Data segment:
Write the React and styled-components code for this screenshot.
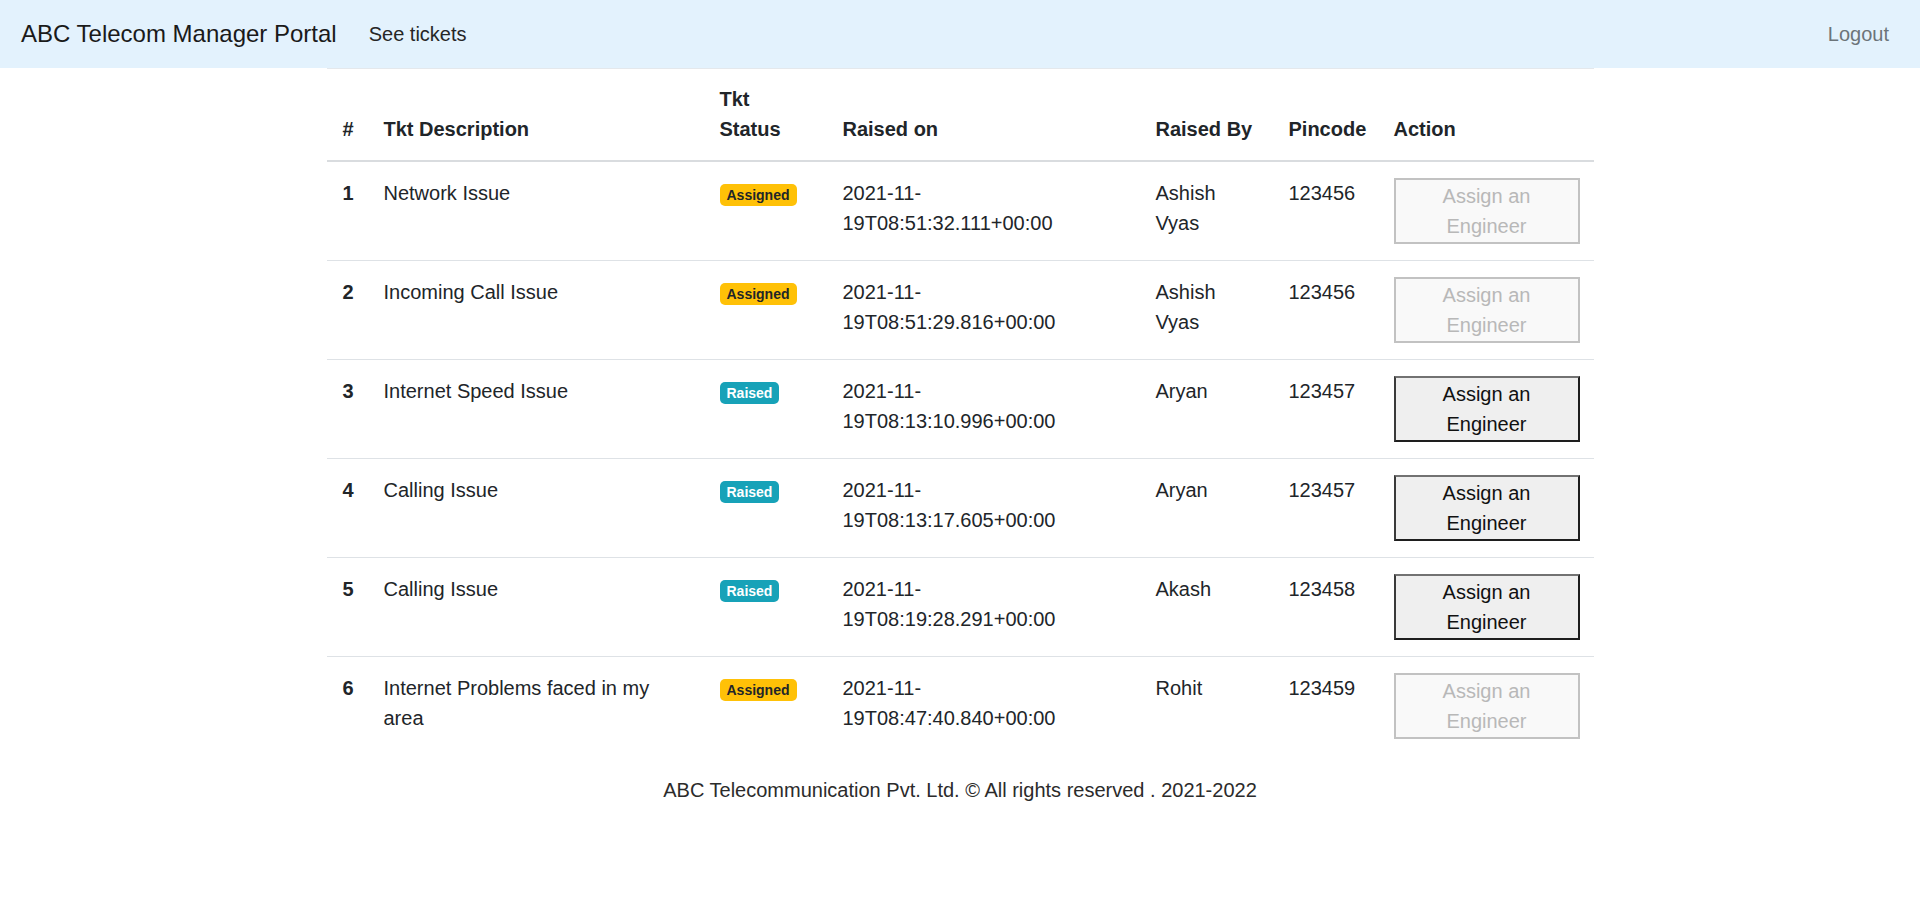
import React from 'react';
import styled, { createGlobalStyle } from 'styled-components';

const GlobalStyle = createGlobalStyle`
  body {
    margin: 0;
    font-family: 'Liberation Sans', Arial, sans-serif;
    font-size: 20px;
    line-height: 30px;
    color: #212529;
    background: #fff;
  }
`;

// cell widths follow the text columns of the original portal
const columns = [
  { key: 'id', label: '#', width: 41, pr: 8 },
  { key: 'desc', label: 'Tkt Description', width: 336, pr: 16 },
  { key: 'status', label: 'Tkt Status', width: 123, pr: 24 },
  { key: 'raisedOn', label: 'Raised on', width: 313, pr: 16 },
  { key: 'raisedBy', label: 'Raised By', width: 133, pr: 16 },
  { key: 'pincode', label: 'Pincode', width: 105, pr: 8 },
  { key: 'action', label: 'Action', width: 216, pr: 16 },
];

const tickets = [
  { id: 1, desc: 'Network Issue', status: 'Assigned', raisedOn: '2021-11-19T08:51:32.111+00:00', raisedBy: 'Ashish Vyas', pincode: '123456' },
  { id: 2, desc: 'Incoming Call Issue', status: 'Assigned', raisedOn: '2021-11-19T08:51:29.816+00:00', raisedBy: 'Ashish Vyas', pincode: '123456' },
  { id: 3, desc: 'Internet Speed Issue', status: 'Raised', raisedOn: '2021-11-19T08:13:10.996+00:00', raisedBy: 'Aryan', pincode: '123457' },
  { id: 4, desc: 'Calling Issue', status: 'Raised', raisedOn: '2021-11-19T08:13:17.605+00:00', raisedBy: 'Aryan', pincode: '123457' },
  { id: 5, desc: 'Calling Issue', status: 'Raised', raisedOn: '2021-11-19T08:19:28.291+00:00', raisedBy: 'Akash', pincode: '123458' },
  { id: 6, desc: 'Internet Problems faced in my area', status: 'Assigned', raisedOn: '2021-11-19T08:47:40.840+00:00', raisedBy: 'Rohit', pincode: '123459' },
];

const Navbar = styled.nav`
  display: flex;
  align-items: center;
  height: 68px;
  padding: 0 21px;
  background: #e3f2fd;
`;

const Brand = styled.a`
  font-size: 24px;
  color: #1a1a1a;
  margin-right: 22px;
  text-decoration: none;
`;

const NavLink = styled.a`
  padding: 0 10px;
  font-size: 20px;
  color: ${(p) => (p.$muted ? '#6c7479' : '#262626')};
  text-decoration: none;
  margin-left: ${(p) => (p.$push ? 'auto' : '0')};
`;

const Table = styled.table`
  width: 1267px;
  margin: 0 auto;
  border-collapse: collapse;
  table-layout: fixed;
  border-top: 1px solid #e4e8ec;
`;

const HeadCell = styled.th`
  width: ${(p) => p.$w}px;
  padding: 15px ${(p) => p.$pr}px 16px 16px;
  text-align: left;
  vertical-align: bottom;
  font-weight: 700;
  border-bottom: 2px solid #d9dcdf;
  box-sizing: border-box;
`;

const Row = styled.tr`
  border-bottom: 1px solid #dee2e6;

  &:last-child {
    border-bottom: none;
  }
`;

const Cell = styled.td`
  padding: 16px ${(p) => p.$pr}px 16px 16px;
  vertical-align: top;
  font-weight: ${(p) => (p.$bold ? 700 : 400)};
`;

const Badge = styled.span`
  display: inline-block;
  padding: 4px 7px;
  font-size: 14px;
  line-height: 14px;
  font-weight: 700;
  border-radius: 5px;
  color: ${(p) => (p.$status === 'Raised' ? '#fff' : '#212529')};
  background: ${(p) => (p.$status === 'Raised' ? '#17a2b8' : '#ffc107')};
`;

const AssignButton = styled.button`
  display: block;
  width: 186px;
  height: 66px;
  padding: 0 8px;
  font-family: inherit;
  font-size: 20px;
  line-height: 30px;
  border: 2px solid;
  border-color: #727272 #1e1e1e #1e1e1e #3a3a3a;
  background: #efefef;
  color: #111;

  &:disabled {
    border-color: #c2c2c2;
    background: #f9f9f9;
    color: #b8b8b8;
  }
`;

const Footer = styled.footer`
  padding-top: 20px;
  text-align: center;
  color: #2b2b2b;
`;

function TicketRow({ ticket }) {
  const pr = (key) => columns.find((c) => c.key === key).pr;

  return (
    <Row>
      <Cell $pr={pr('id')} $bold>{ticket.id}</Cell>
      <Cell $pr={pr('desc')}>{ticket.desc}</Cell>
      <Cell $pr={pr('status')}>
        <Badge $status={ticket.status}>{ticket.status}</Badge>
      </Cell>
      <Cell $pr={pr('raisedOn')}>{ticket.raisedOn}</Cell>
      <Cell $pr={pr('raisedBy')}>{ticket.raisedBy}</Cell>
      <Cell $pr={pr('pincode')}>{ticket.pincode}</Cell>
      <Cell $pr={pr('action')}>
        <AssignButton disabled={ticket.status === 'Assigned'}>
          Assign an Engineer
        </AssignButton>
      </Cell>
    </Row>
  );
}

export default function App() {
  return (
    <>
      <GlobalStyle />
      <Navbar>
        <Brand href='#'>ABC Telecom Manager Portal</Brand>
        <NavLink href='#'>See tickets</NavLink>
        <NavLink href='#' $muted $push>
          Logout
        </NavLink>
      </Navbar>
      <Table>
        <thead>
          <tr>
            {columns.map((col) => (
              <HeadCell key={col.key} $w={col.width} $pr={col.pr}>
                {col.label}
              </HeadCell>
            ))}
          </tr>
        </thead>
        <tbody>
          {tickets.map((t) => (
            <TicketRow key={t.id} ticket={t} />
          ))}
        </tbody>
      </Table>
      <Footer>
        ABC Telecommunication Pvt. Ltd. © All rights reserved . 2021-2022
      </Footer>
    </>
  );
}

Stated task:
Among the lines above, determine how many hold the word "React"; report the figure alone.

Solution for this exercise:
2